As a generalist, what must I know regarding ‘performance’

I believe, a generalist, or a team of generalists, must offer these skills, related to the performance of software systems.

We are either going to be working with new software, which we write, or we will be working on a preexisting, complex and heterogeneous system.

A new system

On a new system, I am going to need the following skills.

  • Create a flexible profiling infrastructure.
    • Be able to log the turnaround time on relevant functionality, and at relevant layers of the system.
    • Be able to turn these logs on and off, increase and decrease the granularity of these logs, etc.
    • Create log output that is easy to analyze.  Bottlenecks must be easy to find.
  • Architect the system such that, bottlenecks can be replaced, without affecting any other part of the system.
  • Load test the system.  Throw large amounts data, and users at the system, in order to expose its fault-lines.

An existing system

More often than not, you will have to deal with preexisting systems which you cannot instrument.   Hence performance measurement will essentially have to be a black-box affair.  In such situations, these skills are needed.

  • Load test the system from whatever interface is exposed to you.
    • Throw users, and data at the available GUI.
    • Throw users and data at available APIs.
  • Specialized knowledge on profiling the various parts of the existing system will help.  For instance, say you have a PHP app running in Apache.   Knowing how to manage Apache profiling, will help.   But you cannot anticipate what tools a client will use.  So this expertise is something we have to be able to acquire quickly, as needed, and on the job.

What platforms and tools exactly?

My interest is in two platforms – the Java eco-system, and node.js.  Much of my programming experience has been in the Java world, and I am newbie to node.js.    In any event, the above requirements translate into the following concrete skills, I believe.

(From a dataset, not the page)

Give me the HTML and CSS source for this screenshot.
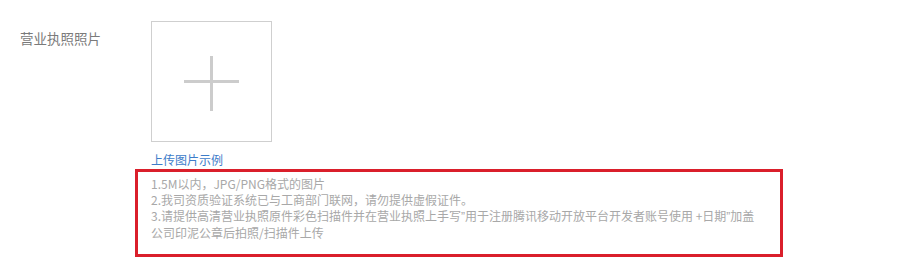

  • Implement profiling (logging by another name) which can be configured at run-time.
    • In a system that runs on the JVM, which includes these languages – Java, Scala, Groovy
      • Through common logging frameworks – log4j, JDK logging, SL4J
      • Through aspects – AspectJ
      • Through meta-programming – Groovy, Scala
    • In node.js
  • Break the system into modules whose boundaries are milestones that are relevant to performance.  Implement these modules such that we can look into and change the performance on any one of them, without affecting anything else.
    • For instance, presentation, service, data access layers.
    • Or web service access to an external site, a computation performed in a rule engine, a search query against a text-based index, a MapRequce query against a NoSQL db, etc.
  • Get turnaround times out of at least commonly used tools, which are listed below.  Clients may use other tools.  So this is often going to be something you figure out on the job.  Also, getting profiling information is only one problem.  Actually administering these tools to improve performance is often a complex, and specialized job.   It is almost impossible for a generalist to master all these tools.  At most, when the need arises, we need to know how and where to look for a solution.
    • Web / App Servers
      • Apache HTTP server
      • Jboss Application server
    • At the client
      • Rendering engines, and Javascript engines on web browsers (Chrome, Safari, Firefox, IE, Opera)
      • A mobile app – Android, and iOS
    • Data repositories
      • Oracle
      • MySQL
      • Lucene
    • Others
      • JBPM (Business process management)
      • Jboss Rules (Rule engine)
      • CXF, Axis (Web service frameworks)
  • Load (data and users) test.  There are plain old test automation tools, and there are specialized load and performance testing tools.  I, in fact, do not know what is adequate for this purpose exactly.   I have used simple Junit based tools in the past for this.
    • By driving a web UI that is in some browser.
    • Through a mobile app – Android, and iOS
    • By driving an API (JVM language, or node.js) directly, without going through a UI.


Now what?

On second glace, this is no trivial list of skills.  If nothing else, there should be little room for boredom.